I would limit the signature crimes exception to the case where it is conceded, or not seriously disputed, that the criminal act occurred and the only issue to be decided is whether the defendant is the person who performed that act. I would limit the common scheme and plan exception to those situations where the prior crime is part of a single plan that also encompasses the charged crime or is part of or preparation for the charged crime, such as where the defendant stole a gun from a pawn shop (the uncharged crime) so that he could use the gun to rob a bank (the charged crime), or other circumstances where there is a direct connection between the prior crime and the charged crime, such as in State v. Komegger, 363 Mo. 968, 265 S.W.2d 765 (1953), discussed on page 14 of the majority opinion, where in the prior crime the defendant requested the victim to return on the occasion of the charged crime.
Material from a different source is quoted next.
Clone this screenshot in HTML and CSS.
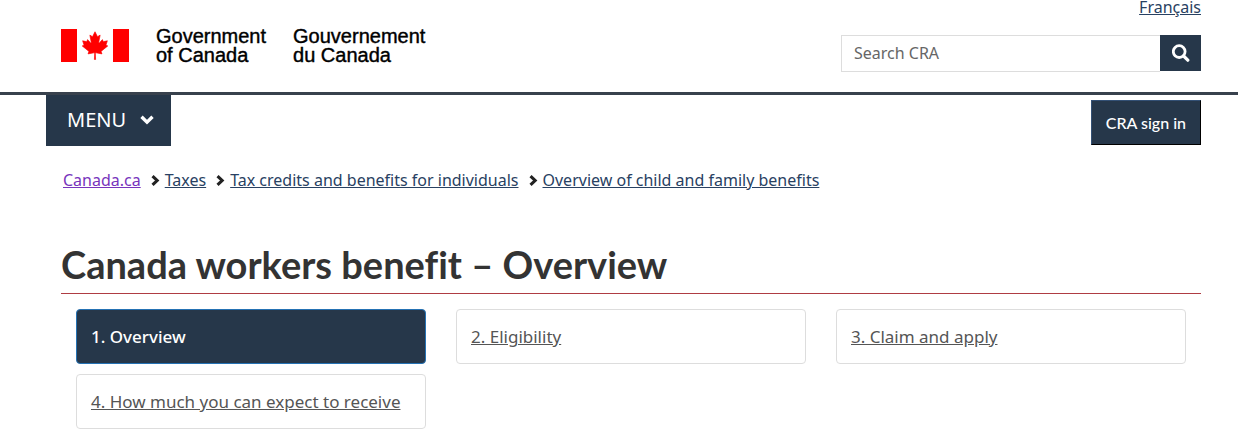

Hindsight being better than foresight, I regret having planted the seed for an exception for signature crimes/corroboration in Sladek, particularly since I am now unwilling to go forward with that exception. Having examined this issue further, I am now convinced it is not comparable to the identity exception. Since proposing that exception in Sladek, I have had the feeling that it would be a difficult rule to contain within specific bounds, and I am even more convinced of that fact having concluded that it is not supported by logic. I believe a rule that will admit signature crimes to prove identity only and the traditional application of the common scheme and plan exception as described in the majority opinion will be a workable rule for the trial courts and can be applied consistently.